Written exercise =>
Determine the number of lines containing the word "component", and state that figure alone.

Interface markup and scripts
□ □ □ □ □
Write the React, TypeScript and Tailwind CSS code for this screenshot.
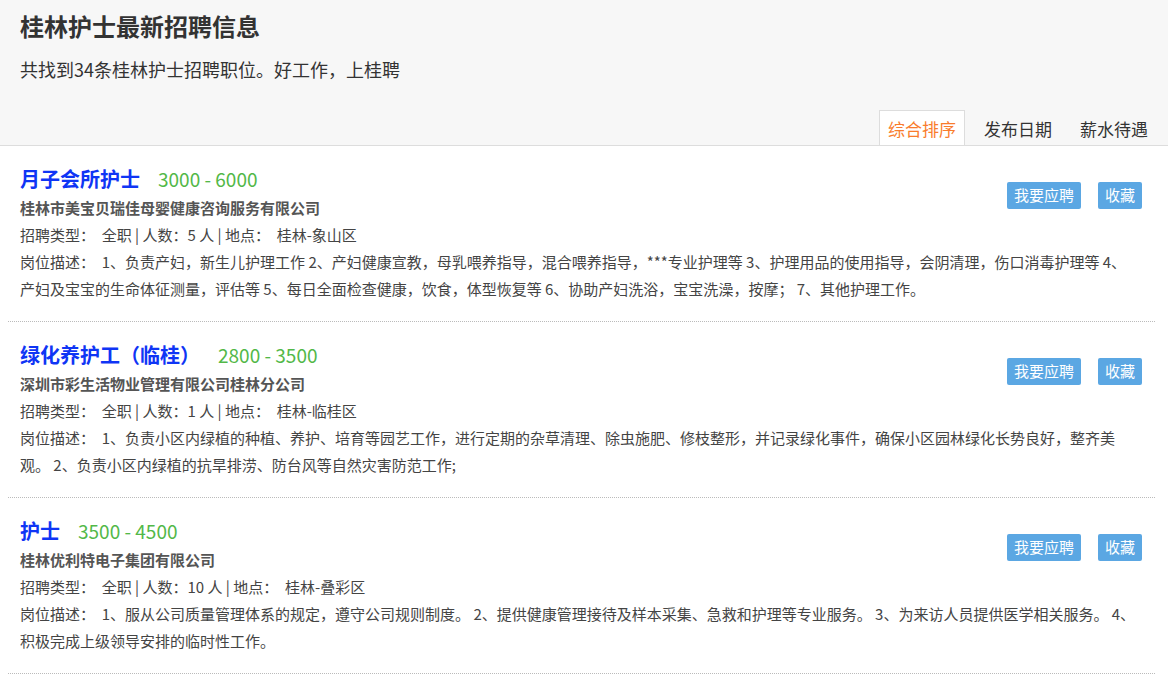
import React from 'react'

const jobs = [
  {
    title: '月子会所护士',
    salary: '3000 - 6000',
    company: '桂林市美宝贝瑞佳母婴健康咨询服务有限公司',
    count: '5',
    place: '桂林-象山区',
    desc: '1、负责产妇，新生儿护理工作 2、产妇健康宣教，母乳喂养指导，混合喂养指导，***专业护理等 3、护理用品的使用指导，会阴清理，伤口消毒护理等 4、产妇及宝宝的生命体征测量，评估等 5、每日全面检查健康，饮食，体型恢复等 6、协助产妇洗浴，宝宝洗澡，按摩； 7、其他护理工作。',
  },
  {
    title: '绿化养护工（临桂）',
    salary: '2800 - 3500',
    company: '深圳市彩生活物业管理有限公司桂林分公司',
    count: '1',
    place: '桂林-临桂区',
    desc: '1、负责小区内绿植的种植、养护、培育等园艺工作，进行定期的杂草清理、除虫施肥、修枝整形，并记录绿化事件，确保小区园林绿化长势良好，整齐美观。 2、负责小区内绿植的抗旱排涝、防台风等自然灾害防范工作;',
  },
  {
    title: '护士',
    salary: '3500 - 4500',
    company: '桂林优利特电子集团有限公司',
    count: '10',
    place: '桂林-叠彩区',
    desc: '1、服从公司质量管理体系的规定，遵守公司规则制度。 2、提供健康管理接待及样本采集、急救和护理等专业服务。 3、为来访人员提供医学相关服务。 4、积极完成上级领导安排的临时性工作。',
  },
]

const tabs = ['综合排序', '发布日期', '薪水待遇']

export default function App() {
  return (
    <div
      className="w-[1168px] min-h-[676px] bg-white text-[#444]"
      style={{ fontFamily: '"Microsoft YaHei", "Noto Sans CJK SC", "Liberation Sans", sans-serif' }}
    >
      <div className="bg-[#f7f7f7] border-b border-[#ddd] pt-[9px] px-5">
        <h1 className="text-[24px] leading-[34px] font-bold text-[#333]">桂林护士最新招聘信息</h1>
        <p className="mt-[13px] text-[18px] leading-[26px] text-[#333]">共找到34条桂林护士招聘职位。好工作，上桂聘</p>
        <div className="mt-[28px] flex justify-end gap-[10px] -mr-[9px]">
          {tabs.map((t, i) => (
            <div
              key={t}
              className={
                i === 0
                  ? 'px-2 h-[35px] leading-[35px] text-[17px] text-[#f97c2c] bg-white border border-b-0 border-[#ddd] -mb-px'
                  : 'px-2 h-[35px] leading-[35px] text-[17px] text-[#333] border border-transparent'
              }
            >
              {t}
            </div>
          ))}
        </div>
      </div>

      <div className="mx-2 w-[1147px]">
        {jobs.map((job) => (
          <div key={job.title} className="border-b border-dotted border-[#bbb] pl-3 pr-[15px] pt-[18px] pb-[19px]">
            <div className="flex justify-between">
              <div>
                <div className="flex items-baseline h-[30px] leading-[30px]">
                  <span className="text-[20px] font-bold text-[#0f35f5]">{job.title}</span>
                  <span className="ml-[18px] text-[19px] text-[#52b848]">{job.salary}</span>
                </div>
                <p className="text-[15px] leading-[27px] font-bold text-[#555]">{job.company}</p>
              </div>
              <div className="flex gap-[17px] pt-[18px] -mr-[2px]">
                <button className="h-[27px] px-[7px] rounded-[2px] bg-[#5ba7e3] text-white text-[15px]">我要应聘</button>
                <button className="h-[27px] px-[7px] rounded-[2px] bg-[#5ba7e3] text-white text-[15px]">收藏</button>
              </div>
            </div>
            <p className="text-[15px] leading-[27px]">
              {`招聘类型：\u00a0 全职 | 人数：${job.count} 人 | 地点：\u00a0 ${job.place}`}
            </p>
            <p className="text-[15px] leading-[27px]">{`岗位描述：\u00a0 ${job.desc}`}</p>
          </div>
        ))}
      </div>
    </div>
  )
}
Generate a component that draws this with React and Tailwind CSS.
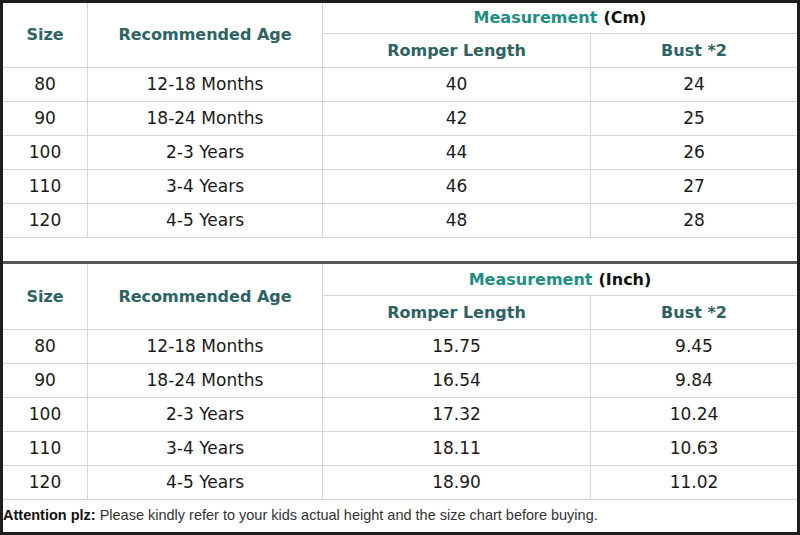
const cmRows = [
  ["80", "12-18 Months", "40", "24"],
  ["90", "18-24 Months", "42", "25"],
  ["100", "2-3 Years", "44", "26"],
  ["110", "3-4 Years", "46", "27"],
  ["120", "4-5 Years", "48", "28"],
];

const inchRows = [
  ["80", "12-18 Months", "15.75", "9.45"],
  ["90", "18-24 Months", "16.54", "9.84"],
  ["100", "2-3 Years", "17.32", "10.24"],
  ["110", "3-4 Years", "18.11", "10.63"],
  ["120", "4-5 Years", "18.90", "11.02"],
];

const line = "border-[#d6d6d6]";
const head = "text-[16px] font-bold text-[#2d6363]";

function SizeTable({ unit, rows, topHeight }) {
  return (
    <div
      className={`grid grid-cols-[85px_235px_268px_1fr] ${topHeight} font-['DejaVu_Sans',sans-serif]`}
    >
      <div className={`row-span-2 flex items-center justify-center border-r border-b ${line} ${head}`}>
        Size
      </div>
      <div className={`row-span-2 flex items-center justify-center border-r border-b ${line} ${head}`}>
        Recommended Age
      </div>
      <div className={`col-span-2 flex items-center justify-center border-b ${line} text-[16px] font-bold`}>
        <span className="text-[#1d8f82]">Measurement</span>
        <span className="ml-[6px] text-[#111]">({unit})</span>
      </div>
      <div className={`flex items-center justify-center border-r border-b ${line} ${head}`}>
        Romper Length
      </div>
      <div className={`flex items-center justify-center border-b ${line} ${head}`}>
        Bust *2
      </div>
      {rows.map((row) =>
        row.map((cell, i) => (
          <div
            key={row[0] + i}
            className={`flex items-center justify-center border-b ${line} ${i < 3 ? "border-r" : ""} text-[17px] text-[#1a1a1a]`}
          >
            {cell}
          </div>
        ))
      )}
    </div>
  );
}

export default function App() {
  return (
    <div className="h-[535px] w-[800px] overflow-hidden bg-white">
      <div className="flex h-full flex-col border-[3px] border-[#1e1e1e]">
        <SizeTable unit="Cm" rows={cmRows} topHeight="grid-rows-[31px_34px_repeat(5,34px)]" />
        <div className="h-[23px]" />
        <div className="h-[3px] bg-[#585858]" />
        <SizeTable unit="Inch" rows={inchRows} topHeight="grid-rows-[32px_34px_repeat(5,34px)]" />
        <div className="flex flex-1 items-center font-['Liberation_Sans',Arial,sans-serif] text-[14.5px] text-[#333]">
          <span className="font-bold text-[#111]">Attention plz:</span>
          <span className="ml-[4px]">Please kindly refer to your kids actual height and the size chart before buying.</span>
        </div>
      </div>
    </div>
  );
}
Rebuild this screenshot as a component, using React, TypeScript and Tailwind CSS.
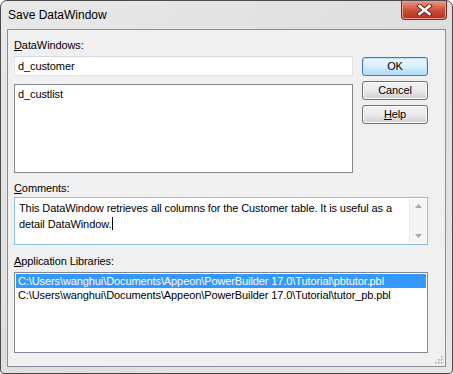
□ □ □ □ □
Solved problem =>
2